After more than a year of dormancy, the issue of home real estate settlement cost "markups" just got red hot again. In a major victory for HUD and the Justice department, the U.S. 2nd Court of Appeals in New York ruled that markups of loan origination and closing fees violate federal law if they are not accompanied by additional services to justify the extra costs.
The decision in Kruse v. Wells Fargo Mortgage Inc. runs counter to appellate court decisions on markups reached in three other circuits, and may ultimately stimulate an appeal to the U.S. Supreme Court to resolve the differences among the circuits. The 2nd circuit sent the case back to a district court for a rehearing on the facts, but Wells Fargo has the option of appealing to the Supreme Court if it chooses. A spokesman said last week that the firm has not reached a decision on whether to appeal or to try the case at the district court level.
The markups issue came to prominence three years ago when consumers and trial attorneys challenged credit report fees charged by lenders at settlements. Some lenders, title companies and mortgage brokers use third-party vendors for credit, appraisal, document preparation, tax services and flood certifications in connection with loan originations and closings. They frequently charge the home buyer more for the services than they actually paid the third-party vendors.
For example, say a lender orders credit reports on an applicant from a national data vendor. The lender purchases the information for a minimal amount -- say $10 or less. But at settlement, the lender lists credit services as a $55 charge.

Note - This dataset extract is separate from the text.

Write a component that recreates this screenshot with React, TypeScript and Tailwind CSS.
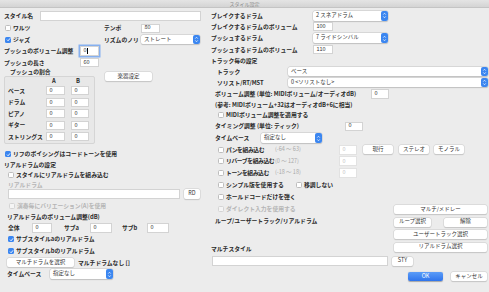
import clsx from "clsx";
import type { ReactNode } from "react";

const FONT = '"Noto Sans CJK JP", "Noto Sans", sans-serif';

function L({ children, dim, className }: { children: ReactNode; dim?: boolean; className?: string }) {
  return (
    <span
      className={clsx(
        "text-[5.8px] leading-none font-semibold whitespace-nowrap",
        dim ? "text-[#b5b5b5]" : "text-[#2a2a2a]",
        className
      )}
    >
      {children}
    </span>
  );
}

function Check({ on, dim }: { on?: boolean; dim?: boolean }) {
  return (
    <span
      className={clsx(
        "w-[6px] h-[6px] rounded-[1.5px] flex items-center justify-center shrink-0",
        on ? "bg-[#3b86f0]" : "bg-white border border-[#bdbdbd]",
        dim && "opacity-50"
      )}
    >
      {on && (
        <svg viewBox="0 0 10 10" className="w-[5px] h-[5px]">
          <path d="M2 5.3 L4.2 7.5 L8.2 2.6" stroke="white" strokeWidth="1.8" fill="none" />
        </svg>
      )}
    </span>
  );
}

function Field({ value, className, dim, focus }: { value?: string; className?: string; dim?: boolean; focus?: boolean }) {
  return (
    <div
      className={clsx(
        "h-[9px] bg-white border flex items-center px-[2.5px] text-[5.5px] leading-none shrink-0",
        dim ? "border-[#e2e2e2] text-[#c4c4c4]" : "border-[#d3d3d3] text-[#333]",
        focus && "shadow-[0_0_0_1.5px_#86b0ef]",
        className
      )}
    >
      {value}
      {focus && <span className="w-[0.6px] h-[6px] bg-black" />}
    </div>
  );
}

function Select({ value, className }: { value: string; className?: string }) {
  return (
    <div
      className={clsx(
        "h-[9px] bg-white rounded-[2px] shadow-[0_0_0_0.5px_#c8c8c8,0_0.5px_1px_rgba(0,0,0,0.2)] flex items-center text-[5.5px] leading-none text-[#333] shrink-0",
        className
      )}
    >
      <span className="pl-[3px] flex-1 whitespace-nowrap">{value}</span>
      <span className="w-[7px] h-full bg-[#3b86f0] rounded-[2px] flex items-center justify-center">
        <svg viewBox="0 0 7 10" className="w-[7px] h-[9px]">
          <path d="M2.1 4 L3.5 2.5 L4.9 4 M2.1 6 L3.5 7.5 L4.9 6" stroke="white" strokeWidth="0.8" fill="none" />
        </svg>
      </span>
    </div>
  );
}

function Btn({ children, className, primary }: { children: ReactNode; className?: string; primary?: boolean }) {
  return (
    <div
      className={clsx(
        "h-[9px] rounded-[2px] flex items-center justify-center text-[5.5px] leading-none whitespace-nowrap shrink-0",
        primary
          ? "bg-gradient-to-b from-[#5b9cf8] to-[#2f74ec] text-white shadow-[0_0.5px_1px_rgba(0,0,0,0.3)]"
          : "bg-white text-[#333] shadow-[0_0_0_0.5px_#cfcfcf,0_0.5px_1px_rgba(0,0,0,0.2)]",
        className
      )}
    >
      {children}
    </div>
  );
}

function CheckRow({ label, on, dim, tight }: { label: string; on?: boolean; dim?: boolean; tight?: boolean }) {
  return (
    <div className="flex items-center gap-[2px]">
      <Check on={on} dim={dim} />
      <L dim={dim} className={tight ? "tracking-[-0.4px]" : undefined}>
        {label}
      </L>
    </div>
  );
}

export default function App() {
  const parts = [
    ["ベース", "0", "0"],
    ["ドラム", "0", "0"],
    ["ピアノ", "0", "0"],
    ["ギター", "0", "0"],
    ["ストリングス", "0", "0"],
  ];

  const fxRows = [
    { label: "パンを組み込む", hint: "(-64 〜 63)", buttons: true },
    { label: "リバーブを組み込む", hint: "(0 〜 127)" },
    { label: "トーンを組み込む", hint: "(-18 〜 18)" },
  ];

  return (
    <div className="w-[489px] h-[292px] bg-[#ececec] flex flex-col overflow-hidden" style={{ fontFamily: FONT }}>
      {/* title bar */}
      <div className="h-[8px] bg-gradient-to-b from-[#e4e4e4] to-[#d4d4d4] border-b border-[#c4c4c4] flex items-center justify-center shrink-0">
        <span className="text-[5px] leading-none text-[#8a8a8a]">スタイル設定</span>
      </div>

      <div className="flex flex-1">
        {/* left column */}
        <div className="w-[205px] flex flex-col pt-[2px]">
          <div className="h-[12px] flex items-center pl-[4px]">
            <L className="w-[36px]">スタイル名</L>
            <Field className="w-[161px] h-[10px]" />
          </div>

          <div className="h-[12px] flex items-center pl-[5px]">
            <div className="w-[99px]">
              <CheckRow label="ワルツ" />
            </div>
            <L className="w-[37px]">テンポ</L>
            <Field value="80" className="w-[19px]" />
          </div>

          <div className="h-[11px] flex items-center pl-[5px]">
            <div className="w-[99px]">
              <CheckRow label="ジャズ" on />
            </div>
            <L className="w-[37px]">リズムのノリ</L>
            <Select value="ストレート" className="w-[59px]" />
          </div>

          <div className="h-[12px] flex items-center pl-[4px]">
            <L className="w-[76px]">プッシュのボリューム調整</L>
            <Field value="0" focus className="w-[19px] h-[10px]" />
          </div>

          <div className="h-[11px] flex items-center pl-[4px]">
            <L className="w-[76px]">プッシュの長さ</L>
            <Field value="60" className="w-[19px]" />
          </div>

          {/* push ratio group */}
          <div className="h-[76px] flex pl-[4px]">
            <div className="w-[91px] flex flex-col">
              <div className="h-[8px] flex items-center pl-[6px]">
                <L className="text-[4.5px]">プッシュの割合</L>
              </div>
              <div className="h-[68px] border border-[#d5d5d5] rounded-[2px] bg-[#e8e8e8] flex flex-col">
                <div className="h-[8px] flex items-center pl-[3px]">
                  <span className="w-[44px]" />
                  <L className="w-[24px] text-[4.5px]">A</L>
                  <L className="text-[4.5px]">B</L>
                </div>
                {parts.map(([name, a, b]) => (
                  <div key={name} className="h-[11.5px] flex items-center pl-[3px]">
                    <L className="w-[38px]">{name}</L>
                    <Field value={a} className="w-[19px]" />
                    <Field value={b} className="w-[18px] ml-[6px]" />
                  </div>
                ))}
              </div>
            </div>
            <Btn className="w-[47px] ml-[10px] mt-[4px]">楽器設定</Btn>
          </div>

          <div className="h-[12px] mt-[4px] flex items-center pl-[5px]">
            <CheckRow label="リフのボイシングはコードトーンを使用" on />
          </div>
          <div className="h-[10px] flex items-center pl-[4px]">
            <L>リアルドラムの設定</L>
          </div>
          <div className="h-[10px] flex items-center pl-[8px]">
            <CheckRow label="スタイルにリアルドラムを組み込む" />
          </div>
          <div className="h-[9px] flex items-center pl-[8px]">
            <L dim className="font-normal">リアルドラム</L>
          </div>
          <div className="h-[10px] flex items-center pl-[8px]">
            <Field className="w-[172px] h-[10px]" />
            <Btn className="w-[16px] h-[10px] ml-[4px]">RD</Btn>
          </div>
          <div className="h-[13px] flex items-center pl-[9px]">
            <CheckRow label="演奏毎にバリエーション(A)を使用" dim />
          </div>
          <div className="h-[10px] flex items-center pl-[7px]">
            <L>リアルドラムのボリューム調整(dB)</L>
          </div>
          <div className="h-[11px] flex items-center pl-[8px]">
            <L className="w-[24px]">全体</L>
            <Field value="0" className="w-[20px] h-[10px]" />
            <L className="w-[26px] ml-[12px]">サブa</L>
            <Field value="0" className="w-[22px] h-[10px]" />
            <L className="w-[25px] ml-[10px]">サブb</L>
            <Field value="0" className="w-[22px] h-[10px]" />
          </div>
          <div className="h-[12px] flex items-center pl-[8px]">
            <CheckRow label="サブスタイルaのリアルドラム" on />
          </div>
          <div className="h-[12px] flex items-center pl-[8px]">
            <CheckRow label="サブスタイルbのリアルドラム" on />
          </div>
          <div className="h-[11px] flex items-center pl-[7px]">
            <Btn className="w-[67px]">マルチドラムを選択</Btn>
            <L className="ml-[4px]">マルチドラムなし []</L>
          </div>
          <div className="h-[12px] flex items-center pl-[7px]">
            <L className="w-[43px]">タイムベース</L>
            <Select value="指定なし" className="w-[63px] h-[10px]" />
          </div>
        </div>

        {/* right column */}
        <div className="w-[284px] flex flex-col pt-[2px] pl-[6px]">
          <div className="h-[11px] flex items-center">
            <L className="w-[102px]">ブレイクするドラム</L>
            <Select value="2 スネアドラム" className="w-[75px] h-[10px]" />
          </div>
          <div className="h-[11px] flex items-center">
            <L className="w-[102px]">ブレイクするドラムのボリューム</L>
            <Field value="100" className="w-[20px]" />
          </div>
          <div className="h-[12px] flex items-center">
            <L className="w-[102px]">プッシュするドラム</L>
            <Select value="7 ライドシンバル" className="w-[75px] h-[10px]" />
          </div>
          <div className="h-[11px] flex items-center">
            <L className="w-[102px]">プッシュするドラムのボリューム</L>
            <Field value="110" className="w-[20px]" />
          </div>
          <div className="h-[11px] flex items-center">
            <L>トラック毎の設定</L>
          </div>
          <div className="h-[11px] flex items-center pl-[6px]">
            <L className="w-[71px]">トラック</L>
            <Select value="ベース" className="w-[200px]" />
          </div>
          <div className="h-[11px] flex items-center pl-[6px]">
            <L className="w-[71px]">ソリスト/RT/MST</L>
            <Select value="0 <ソリストなし>" className="w-[200px]" />
          </div>
          <div className="h-[12px] flex items-center pl-[4px]">
            <L className="w-[156px]">ボリューム調整 (単位: MIDIボリューム/オーディオdB)</L>
            <Field value="0" className="w-[18px] h-[10px]" />
          </div>
          <div className="h-[9px] flex items-center pl-[4px]">
            <L>(参考: MIDIボリューム+32はオーディオdB+6に相当)</L>
          </div>
          <div className="h-[11px] flex items-center pl-[7px]">
            <CheckRow label="MIDIボリューム調整を適用する" />
          </div>
          <div className="h-[12px] flex items-center pl-[4px]">
            <L className="w-[130px]">タイミング調整 (単位: ティック)</L>
            <Field value="0" className="w-[18px]" />
          </div>
          <div className="h-[12px] flex items-center pl-[4px]">
            <L className="w-[46px]">タイムベース</L>
            <Select value="指定なし" className="w-[61px] h-[10px]" />
          </div>

          {fxRows.map((r) => (
            <div key={r.label} className="h-[11.5px] flex items-center pl-[7px]">
              <div className="w-[57px]">
                <CheckRow label={r.label} tight />
              </div>
              <span className="w-[64px] text-[5.5px] leading-none text-[#a9a9a9] whitespace-nowrap">{r.hint}</span>
              <Field value="0" dim className="w-[18px] h-[10px]" />
              {r.buttons && (
                <>
                  <Btn className="w-[30px] ml-[6px]">現行</Btn>
                  <Btn className="w-[30px] ml-[6px]">ステレオ</Btn>
                  <Btn className="w-[30px] ml-[5px]">モノラル</Btn>
                </>
              )}
            </div>
          ))}

          <div className="h-[12px] flex items-center pl-[7px]">
            <div className="w-[78px]">
              <CheckRow label="シンプル版を使用する" />
            </div>
            <CheckRow label="移調しない" />
          </div>

          <div className="flex">
            <div className="flex flex-col flex-1">
              <div className="h-[12px] flex items-center pl-[7px]">
                <CheckRow label="ホールドコードだけを弾く" />
              </div>
              <div className="h-[12px] flex items-center pl-[7px]">
                <CheckRow label="ダイレクト入力を使用する" dim />
              </div>
              <div className="h-[12px] flex items-center pl-[4px]">
                <L>ループ/ユーザートラック/リアルドラム</L>
              </div>
              <div className="h-[10px] mt-[17.5px] flex items-center">
                <L>マルチスタイル</L>
              </div>
            </div>
            <div className="w-[93px] mr-[2px] pt-[14.5px] flex flex-col gap-[3.5px]">
              <Btn className="w-full">マルチ/メドレー</Btn>
              <div className="flex justify-between">
                <Btn className="w-[37px]">ループ選択</Btn>
                <Btn className="w-[43px]">解除</Btn>
              </div>
              <Btn className="w-full">ユーザートラック選択</Btn>
              <Btn className="w-full">リアルドラム選択</Btn>
            </div>
          </div>

          <div className="h-[10px] mt-[2px] flex items-center">
            <Field className="w-[176px] h-[10px] ml-[1px]" />
            <Btn className="w-[21px] ml-[4px]">STY</Btn>
          </div>

          <div className="h-[9px] mt-[6px] flex items-center justify-end mr-[2px]">
            <Btn primary className="w-[35px]">OK</Btn>
            <Btn className="w-[36px] ml-[8px]">キャンセル</Btn>
          </div>
        </div>
      </div>
    </div>
  );
}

Under the new appellate court decision, that markup is illegal if the lender provided no additional services to the consumer in connection with the credit reports. That has been HUD's position for over a decade, but the department has lost in court on several occasions. Those courts ruled that federal law is ambiguous on the issue of markups, and that HUD has overreached its legal authority by issuing rules prohibiting markups.
The latest decision involves a class action suit filed by several home buyers against Wells Fargo Home Mortgage Inc. The borrowers claimed that Wells Fargo marked up a variety of fees -- document preparation, automated underwriting, tax and flood certifications -- without rendering additional services of its own to justify the surcharges.
The allegations concerning Fannie Mae/Freddie Mac fees potentially could have widespread impact in the home mortgage field because many lenders and mortgage brokers use the two firms' automated underwriting systems online to underwrite applications. Typically the charge for running an application through Fannie's Desktop Underwriter (DU) and Freddie's Loan Prospector (LP) systems is about $20 to the lender. Yet many lenders charge borrowers $250 to $300 for "underwriting" at settlement.
If borrowers or their lawyers believe they can demonstrate to courts that no additional services were rendered by a lender to justify the markup from $20 to $250-$300, lenders may be vulnerable to a new wave of class action attacks using the 2nd Circuit's ruling as precedent.
Currently markups -- without limit and without the requirement of additional services -- are legal in the Fourth, Seventh and Eighth appellate circuits, covering the following states: Illinois, Wisconsin, Indiana, Maryland, Virginia, North and South Dakota, North and South Carolina, West Virginia, Arkansas, Minnesota, Missouri, Iowa, and Nebraska.
Everywhere else, according to HUD, so-called "naked" markups are violations of federal law until courts rule otherwise.